GIVEN PROBLEM: Output every line of the material exactly, omitting images.

** Start DATA LINES **

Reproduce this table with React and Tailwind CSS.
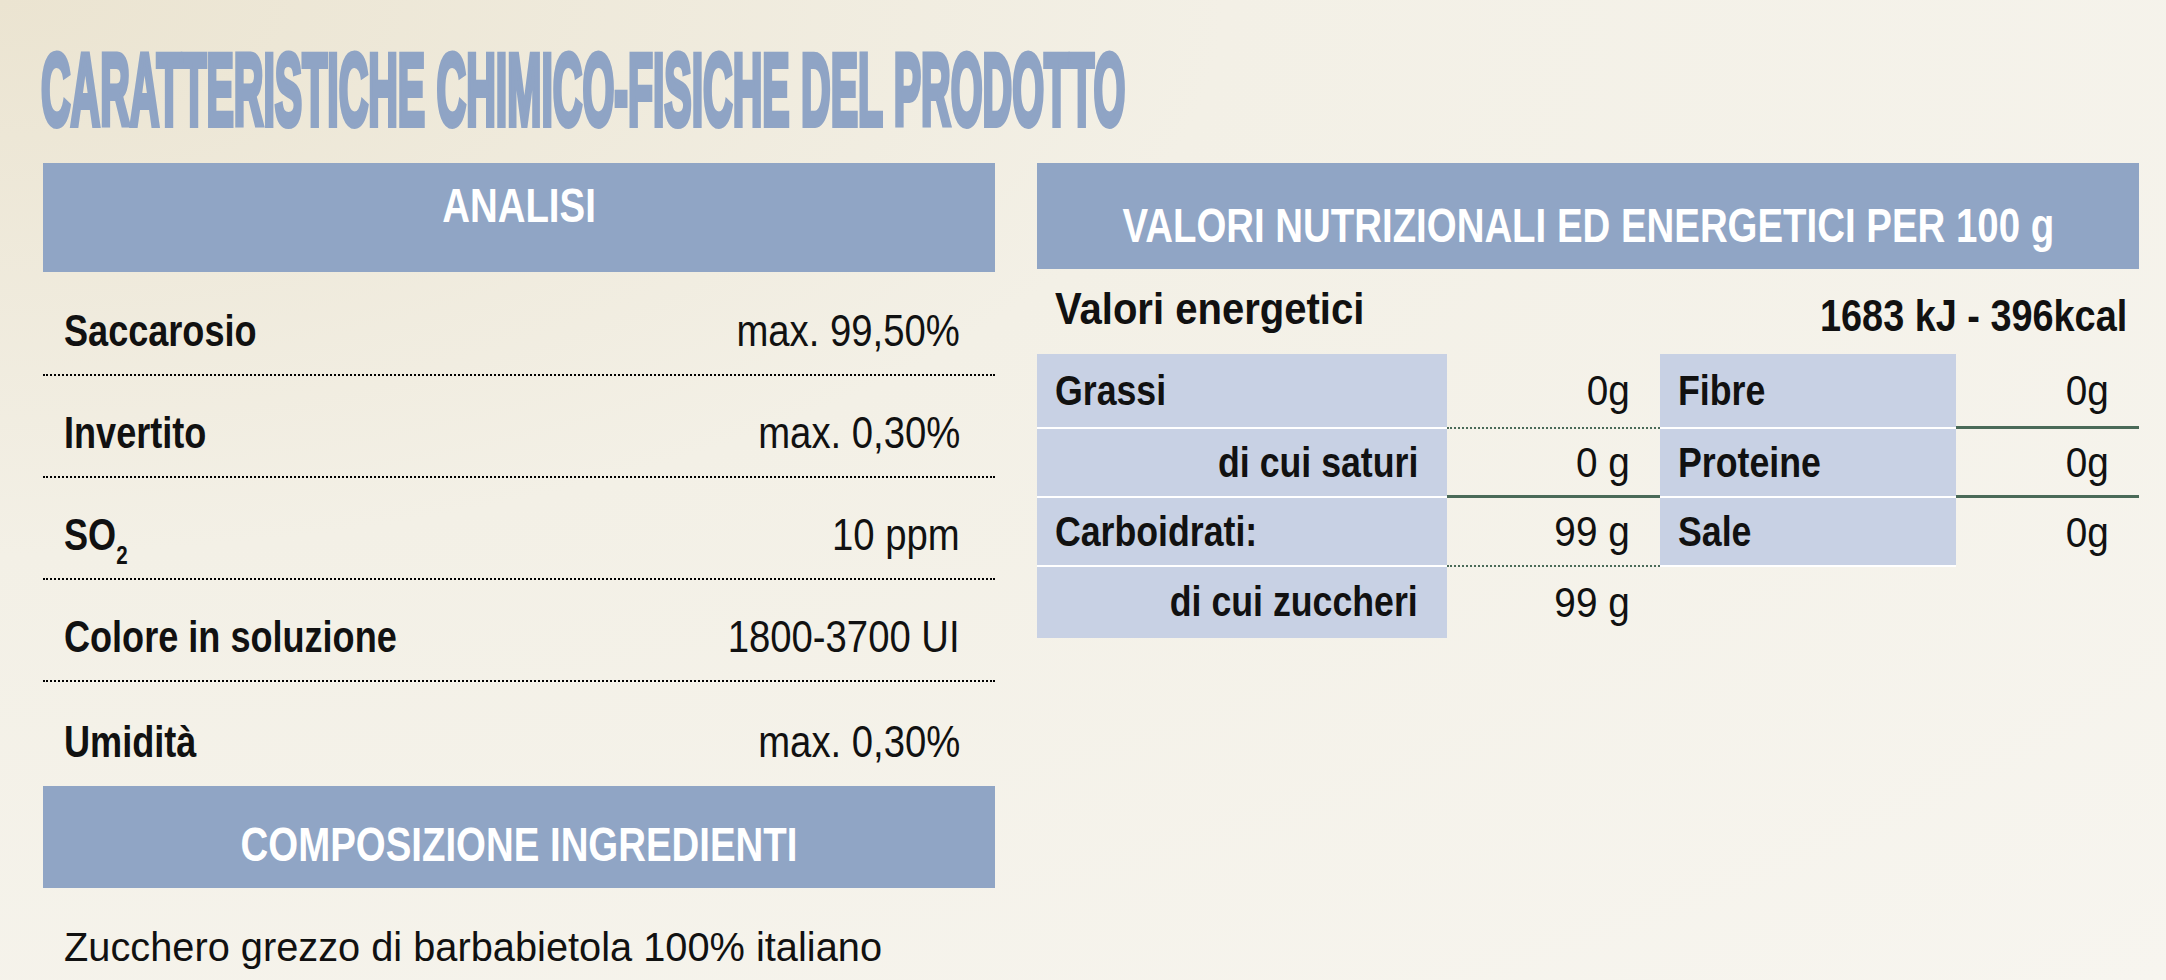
const font = "font-['Liberation_Sans',Arial,sans-serif]"

const analisi = [
    { label: 'Saccarosio', value: 'max. 99,50%', h: 'h-[104px]' },
    { label: 'Invertito', value: 'max. 0,30%', h: 'h-[102px]' },
    { label: 'SO', sub: '2', value: '10 ppm', h: 'h-[102px]' },
    { label: 'Colore in soluzione', value: '1800-3700 UI', h: 'h-[102px]' },
]

// testo stretto: il font originale è condensato, lo comprimiamo in orizzontale
function T({ children, className = '' }) {
    return <span className={`inline-block whitespace-nowrap ${className}`}>{children}</span>
}

function Header({ children, className }) {
    return (
        <div className={`flex justify-center items-start bg-[#90a5c5] text-white font-bold text-[48px] leading-none ${className}`}>
            <T className="shrink-0 origin-center scale-x-[0.8]">{children}</T>
        </div>
    )
}

function Cell({ children, className = '' }) {
    return <div className={`flex items-center text-[43px] leading-none ${className}`}>{children}</div>
}

function Label({ children, right }) {
    return <T className={`font-bold scale-x-[0.83] ${right ? 'origin-right' : 'origin-left'}`}>{children}</T>
}

function Val({ children }) {
    return <T className="origin-right scale-x-[0.9]">{children}</T>
}

function App() {
    return (
        <div className={`h-[980px] w-full overflow-hidden bg-[radial-gradient(ellipse_at_top_left,#ebe4d1_0%,#f3f0e6_40%,#f7f5ef_100%)] text-[#111] ${font}`}>
            <div className="h-[141px] pt-[39px] pl-[41px] whitespace-nowrap">
                <h1 className="inline-block origin-left scale-x-[0.402] text-[102px] font-bold leading-none text-[#8fa4c5] [-webkit-text-stroke:6px_#8fa4c5]">
                    CARATTERISTICHE CHIMICO-FISICHE DEL PRODOTTO
                </h1>
            </div>

            <div className="flex gap-[42px] pl-[43px] pt-[22px]">
                {/* colonna sinistra */}
                <div className="w-[952px] flex flex-col">
                    <Header className="h-[109px] pt-[19px]">ANALISI</Header>
                    {analisi.map((r) => (
                        <div key={r.label} className={`${r.h} flex items-end justify-between pl-[21px] pr-[35px] pb-[21px] border-b-2 border-dotted border-black text-[44px] leading-none`}>
                            <T className="font-bold origin-left scale-x-[0.82]">
                                {r.label}
                                {r.sub && <span className="relative top-[14px] text-[25px]">{r.sub}</span>}
                            </T>
                            <T className="origin-right scale-x-[0.87]">{r.value}</T>
                        </div>
                    ))}
                    <div className="h-[104px] flex items-end justify-between pl-[21px] pr-[35px] pb-[22px] text-[44px] leading-none">
                        <T className="font-bold origin-left scale-x-[0.82]">Umidità</T>
                        <T className="origin-right scale-x-[0.87]">max. 0,30%</T>
                    </div>
                    <Header className="h-[102px] pt-[35px]">COMPOSIZIONE INGREDIENTI</Header>
                    <div className="pl-[21px] pt-[39px] text-[41px] leading-none">
                        <T className="origin-left scale-x-[0.97]">Zucchero grezzo di barbabietola 100% italiano</T>
                    </div>
                </div>

                {/* colonna destra */}
                <div className="w-[1102px] flex flex-col">
                    <Header className="h-[106px] pt-[39px]">VALORI NUTRIZIONALI ED ENERGETICI PER 100 g</Header>
                    <div className="h-[85px] flex items-end justify-between pl-[18px] pr-[12px] font-bold text-[44px] leading-none">
                        <T className="pb-[23px] origin-left scale-x-[0.91]">Valori energetici</T>
                        <T className="pb-[16px] origin-right scale-x-[0.86]">1683 kJ - 396kcal</T>
                    </div>
                    <div className="grid grid-cols-[410px_213px_296px_183px] grid-rows-[75px_69px_69px_71px]">
                        <Cell className="bg-[#c8d1e4] border-b-2 border-white pl-[18px]"><Label>Grassi</Label></Cell>
                        <Cell className="justify-end pr-[30px] border-b-2 border-dotted border-[#4a6a58]"><Val>0g</Val></Cell>
                        <Cell className="bg-[#c8d1e4] border-b-2 border-white pl-[18px]"><Label>Fibre</Label></Cell>
                        <Cell className="justify-end pr-[30px] border-b-[3px] border-[#4a6a58]"><Val>0g</Val></Cell>

                        <Cell className="bg-[#c8d1e4] border-b-2 border-white justify-end pr-[29px]"><Label right>di cui saturi</Label></Cell>
                        <Cell className="justify-end pr-[30px] border-b-[3px] border-[#4a6a58]"><Val>0 g</Val></Cell>
                        <Cell className="bg-[#c8d1e4] border-b-2 border-white pl-[18px]"><Label>Proteine</Label></Cell>
                        <Cell className="justify-end pr-[30px] border-b-[3px] border-[#4a6a58]"><Val>0g</Val></Cell>

                        <Cell className="bg-[#c8d1e4] border-b-2 border-white pl-[18px]"><Label>Carboidrati:</Label></Cell>
                        <Cell className="justify-end pr-[30px] border-b-2 border-dotted border-[#4a6a58]"><Val>99 g</Val></Cell>
                        <Cell className="bg-[#c8d1e4] border-b-2 border-white pl-[18px]"><Label>Sale</Label></Cell>
                        <Cell className="justify-end pr-[30px]"><Val>0g</Val></Cell>

                        <Cell className="bg-[#c8d1e4] border-b-2 border-transparent justify-end pr-[29px]"><Label right>di cui zuccheri</Label></Cell>
                        <Cell className="justify-end pr-[30px]"><Val>99 g</Val></Cell>
                        <div />
                        <div />
                    </div>
                </div>
            </div>
        </div>
    )
}

export default App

** End DATA LINES **

SOLUTION FOR THIS TASK:
Reproduce this table with React and Tailwind CSS.
const font = "font-['Liberation_Sans',Arial,sans-serif]"

const analisi = [
    { label: 'Saccarosio', value: 'max. 99,50%', h: 'h-[104px]' },
    { label: 'Invertito', value: 'max. 0,30%', h: 'h-[102px]' },
    { label: 'SO', sub: '2', value: '10 ppm', h: 'h-[102px]' },
    { label: 'Colore in soluzione', value: '1800-3700 UI', h: 'h-[102px]' },
]

// testo stretto: il font originale è condensato, lo comprimiamo in orizzontale
function T({ children, className = '' }) {
    return <span className={`inline-block whitespace-nowrap ${className}`}>{children}</span>
}

function Header({ children, className }) {
    return (
        <div className={`flex justify-center items-start bg-[#90a5c5] text-white font-bold text-[48px] leading-none ${className}`}>
            <T className="shrink-0 origin-center scale-x-[0.8]">{children}</T>
        </div>
    )
}

function Cell({ children, className = '' }) {
    return <div className={`flex items-center text-[43px] leading-none ${className}`}>{children}</div>
}

function Label({ children, right }) {
    return <T className={`font-bold scale-x-[0.83] ${right ? 'origin-right' : 'origin-left'}`}>{children}</T>
}

function Val({ children }) {
    return <T className="origin-right scale-x-[0.9]">{children}</T>
}

function App() {
    return (
        <div className={`h-[980px] w-full overflow-hidden bg-[radial-gradient(ellipse_at_top_left,#ebe4d1_0%,#f3f0e6_40%,#f7f5ef_100%)] text-[#111] ${font}`}>
            <div className="h-[141px] pt-[39px] pl-[41px] whitespace-nowrap">
                <h1 className="inline-block origin-left scale-x-[0.402] text-[102px] font-bold leading-none text-[#8fa4c5] [-webkit-text-stroke:6px_#8fa4c5]">
                    CARATTERISTICHE CHIMICO-FISICHE DEL PRODOTTO
                </h1>
            </div>

            <div className="flex gap-[42px] pl-[43px] pt-[22px]">
                {/* colonna sinistra */}
                <div className="w-[952px] flex flex-col">
                    <Header className="h-[109px] pt-[19px]">ANALISI</Header>
                    {analisi.map((r) => (
                        <div key={r.label} className={`${r.h} flex items-end justify-between pl-[21px] pr-[35px] pb-[21px] border-b-2 border-dotted border-black text-[44px] leading-none`}>
                            <T className="font-bold origin-left scale-x-[0.82]">
                                {r.label}
                                {r.sub && <span className="relative top-[14px] text-[25px]">{r.sub}</span>}
                            </T>
                            <T className="origin-right scale-x-[0.87]">{r.value}</T>
                        </div>
                    ))}
                    <div className="h-[104px] flex items-end justify-between pl-[21px] pr-[35px] pb-[22px] text-[44px] leading-none">
                        <T className="font-bold origin-left scale-x-[0.82]">Umidità</T>
                        <T className="origin-right scale-x-[0.87]">max. 0,30%</T>
                    </div>
                    <Header className="h-[102px] pt-[35px]">COMPOSIZIONE INGREDIENTI</Header>
                    <div className="pl-[21px] pt-[39px] text-[41px] leading-none">
                        <T className="origin-left scale-x-[0.97]">Zucchero grezzo di barbabietola 100% italiano</T>
                    </div>
                </div>

                {/* colonna destra */}
                <div className="w-[1102px] flex flex-col">
                    <Header className="h-[106px] pt-[39px]">VALORI NUTRIZIONALI ED ENERGETICI PER 100 g</Header>
                    <div className="h-[85px] flex items-end justify-between pl-[18px] pr-[12px] font-bold text-[44px] leading-none">
                        <T className="pb-[23px] origin-left scale-x-[0.91]">Valori energetici</T>
                        <T className="pb-[16px] origin-right scale-x-[0.86]">1683 kJ - 396kcal</T>
                    </div>
                    <div className="grid grid-cols-[410px_213px_296px_183px] grid-rows-[75px_69px_69px_71px]">
                        <Cell className="bg-[#c8d1e4] border-b-2 border-white pl-[18px]"><Label>Grassi</Label></Cell>
                        <Cell className="justify-end pr-[30px] border-b-2 border-dotted border-[#4a6a58]"><Val>0g</Val></Cell>
                        <Cell className="bg-[#c8d1e4] border-b-2 border-white pl-[18px]"><Label>Fibre</Label></Cell>
                        <Cell className="justify-end pr-[30px] border-b-[3px] border-[#4a6a58]"><Val>0g</Val></Cell>

                        <Cell className="bg-[#c8d1e4] border-b-2 border-white justify-end pr-[29px]"><Label right>di cui saturi</Label></Cell>
                        <Cell className="justify-end pr-[30px] border-b-[3px] border-[#4a6a58]"><Val>0 g</Val></Cell>
                        <Cell className="bg-[#c8d1e4] border-b-2 border-white pl-[18px]"><Label>Proteine</Label></Cell>
                        <Cell className="justify-end pr-[30px] border-b-[3px] border-[#4a6a58]"><Val>0g</Val></Cell>

                        <Cell className="bg-[#c8d1e4] border-b-2 border-white pl-[18px]"><Label>Carboidrati:</Label></Cell>
                        <Cell className="justify-end pr-[30px] border-b-2 border-dotted border-[#4a6a58]"><Val>99 g</Val></Cell>
                        <Cell className="bg-[#c8d1e4] border-b-2 border-white pl-[18px]"><Label>Sale</Label></Cell>
                        <Cell className="justify-end pr-[30px]"><Val>0g</Val></Cell>

                        <Cell className="bg-[#c8d1e4] border-b-2 border-transparent justify-end pr-[29px]"><Label right>di cui zuccheri</Label></Cell>
                        <Cell className="justify-end pr-[30px]"><Val>99 g</Val></Cell>
                        <div />
                        <div />
                    </div>
                </div>
            </div>
        </div>
    )
}

export default App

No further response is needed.